Resistance and Resilience of Soil Nitrogen Cycling to Drought and Heat Stress in Rehabilitated Urban Soils

In the context of climate change and biodiversity loss, rehabilitation of degraded urban soils is a means of limiting artificialization of terrestrial ecosystems and preventing further degradation of soils. Ecological rehabilitation approaches are available to reinitiate soil functions and enhance plant development. However, little is known about the long-term stability of rehabilitated soils in terms of soil functions when further natural or anthropogenic perturbations occur. Based on rehabilitated urban soils, the present study sought to evaluate the resistance and resilience of soil functions linked to carbon cycling and phosphate dynamics in addition to nitrogen cycling and related microbial communities after a heat and drought stress. A laboratory experiment was conducted in microcosms under controlled temperature conditions, with four contrasted soils collected from a rehabilitated urban brownfield; an initial, non-rehabilitated soil (IS), a technosol with a high organic matter level (HO), and two technosols with less organic matter (LO1 and LO2), together with their respective controls (no stress). Changes in potential denitrification (PDR), nitrification (PNR) rates, and their interactive relationships with soil microbial activities and soil physicochemical properties were determined following a combined heat (40°C) and drought stress period of 21 days.
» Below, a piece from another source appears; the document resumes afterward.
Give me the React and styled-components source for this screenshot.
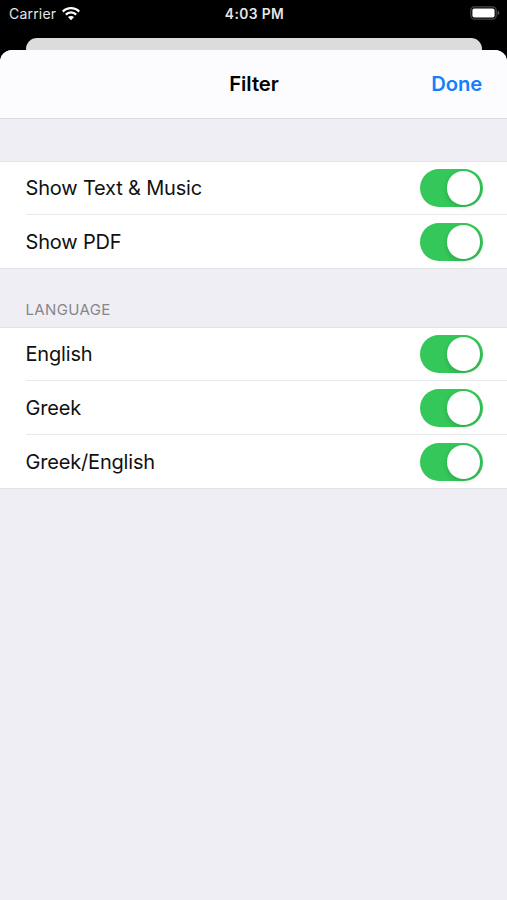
import { useState } from "react";
import styled, { createGlobalStyle } from "styled-components";

const GlobalStyle = createGlobalStyle`
	* {
		box-sizing: border-box;
	}
	body {
		margin: 0;
		background-color: #000;
		font-family: Inter, "Liberation Sans", sans-serif;
	}
`;

const StyledScreen = styled.div`
	display: flex;
	flex-direction: column;
	height: 900px;
	overflow: hidden;
	background-color: #000;
`;

const StyledStatusBar = styled.div`
	display: grid;
	grid-template-columns: 1fr auto 1fr;
	align-items: center;
	height: 27px;
	margin-bottom: 11px;
	padding: 0 7px 0 9px;
	color: #e6e6e6;
	font-size: 14px;
`;

const StyledCarrier = styled.div`
	display: flex;
	align-items: center;
	gap: 6px;
	letter-spacing: 0.2px;
`;

const StyledTime = styled.span`
	font-size: 13.8px;
	font-weight: 600;
	letter-spacing: 0.4px;
`;

const StyledBattery = styled.svg`
	justify-self: end;
	margin-top: -1px;
`;

const StyledBackCard = styled.div`
	flex: none;
	height: 12px;
	margin: 0 25px 0 26px;
	border-radius: 11px 11px 0 0;
	background-color: #dcdcdd;
`;

const StyledSheet = styled.div`
	flex: 1;
	border-radius: 12px 12px 0 0;
	background-color: #efeef4;
	overflow: hidden;
`;

const StyledHeader = styled.header`
	display: grid;
	grid-template-columns: 1fr auto 1fr;
	align-items: center;
	height: 69px;
	padding: 0 25px 1px;
	border-bottom: 1px solid #dddde0;
	background-color: #fcfcfe;
`;

const StyledTitle = styled.h1`
	grid-column: 2;
	margin: 0;
	padding-left: 1px;
	font-size: 20.3px;
	font-weight: 600;
	letter-spacing: -0.05px;
	color: #000;
`;

const StyledDone = styled.button`
	justify-self: end;
	padding: 0;
	border: none;
	background: none;
	font-family: inherit;
	font-size: 20.2px;
	font-weight: 600;
	letter-spacing: -0.1px;
	color: #147efb;
`;

const StyledCaption = styled.div`
	display: flex;
	align-items: flex-end;
	height: ${(props) => props.$height}px;
	padding: 0 25.5px 8px;
	font-size: 15px;
	line-height: 19px;
	letter-spacing: 0.35px;
	color: #86868b;
`;

const StyledGroup = styled.div`
	border-top: 1px solid #e4e4e8;
	border-bottom: 1px solid #e4e4e8;
	background-color: #fff;
`;

const StyledRow = styled.div`
	display: flex;
	align-items: center;
	justify-content: space-between;
	height: 52px;
	margin-left: 25.5px;
	padding-right: 24.5px;
	& + & {
		height: 54px;
		padding-top: 1px;
		border-top: 1px solid #e9e9eb;
	}
`;

const StyledLabel = styled.span`
	font-size: 20px;
	line-height: 26px;
	letter-spacing: -0.18px;
	color: #111;
`;

const StyledSwitch = styled.button`
	display: flex;
	align-items: center;
	justify-content: ${(props) => (props.$on ? "flex-end" : "flex-start")};
	width: 62.5px;
	height: 38px;
	padding: 2.3px;
	border: none;
	border-radius: 19px;
	background-color: ${(props) => (props.$on ? "#34c759" : "#e9e9eb")};
`;

const StyledKnob = styled.span`
	width: 33.4px;
	height: 33.4px;
	border-radius: 50%;
	background-color: #fff;
	box-shadow: 0 2px 5px rgba(0, 0, 0, 0.16);
`;

const groups = [
	{ caption: "", height: 42, rows: ["Show Text & Music", "Show PDF"] },
	{
		caption: "LANGUAGE",
		height: 58,
		rows: ["English", "Greek", "Greek/English"],
	},
];

function Wifi() {
	return (
		<svg width="18" height="14" viewBox="0 0 18 14" fill="none">
			<path
				d="M0.8 4.6C5.3 0 12.7 0 17.2 4.6M3.8 7.6C6.7 4.7 11.3 4.7 14.2 7.6"
				stroke="#fff"
				strokeWidth="2.3"
			/>
			<path d="M9 13.2 5.9 10.1C7.6 8.5 10.4 8.5 12.1 10.1Z" fill="#fff" />
		</svg>
	);
}

function Battery() {
	return (
		<StyledBattery width="30" height="14" viewBox="0 0 30 14">
			<rect
				x="0.8"
				y="0.8"
				width="25.4"
				height="12.4"
				rx="3.6"
				fill="none"
				stroke="#48484a"
				strokeWidth="1.2"
			/>
			<rect x="2.4" y="2.4" width="22.2" height="9.2" rx="2" fill="#fff" />
			<path d="M27.6 4.8C29.8 5.4 29.8 8.6 27.6 9.2Z" fill="#5c5c5e" />
		</StyledBattery>
	);
}

function FilterRow({ label }) {
	const [on, setOn] = useState(true);
	return (
		<StyledRow>
			<StyledLabel>{label}</StyledLabel>
			<StyledSwitch
				role="switch"
				aria-checked={on}
				aria-label={label}
				$on={on}
				onClick={() => setOn(!on)}
			>
				<StyledKnob />
			</StyledSwitch>
		</StyledRow>
	);
}

function App() {
	return (
		<StyledScreen>
			<GlobalStyle />
			<StyledStatusBar>
				<StyledCarrier>
					Carrier
					<Wifi />
				</StyledCarrier>
				<StyledTime>4:03 PM</StyledTime>
				<Battery />
			</StyledStatusBar>
			<StyledBackCard />
			<StyledSheet>
				<StyledHeader>
					<StyledTitle>Filter</StyledTitle>
					<StyledDone>Done</StyledDone>
				</StyledHeader>
				{groups.map((group) => (
					<section key={group.caption}>
						<StyledCaption $height={group.height}>{group.caption}</StyledCaption>
						<StyledGroup>
							{group.rows.map((label) => (
								<FilterRow key={label} label={label} />
							))}
						</StyledGroup>
					</section>
				))}
			</StyledSheet>
		</StyledScreen>
	);
}

export default App;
Measurements were carried out immediately after the stress (resistance), and then also 5, 30, and 92 days after soil rewetting at 60% water holding capacity (resilience). Microbial activities involved in soil functions such as carbon cycling and phosphate dynamics proved to be of low resistance in all soils except for IS; however, they were resilient and recovered rapidly after rewetting. On the other hand, the microbial activities and gene abundances that were measured in relation to nitrogen cycling processes showed that for denitrification, activities were more rapidly resilient than gene abundances whereas for nitrification the activities and gene abundances were resilient in the same way. Results suggest that, unless the soils contain high amounts of organic matter, microbial communities in imported soils can be more vulnerable to environmental pressures such as drought and heat than communities already present. This should be considered when rehabilitating degraded soils.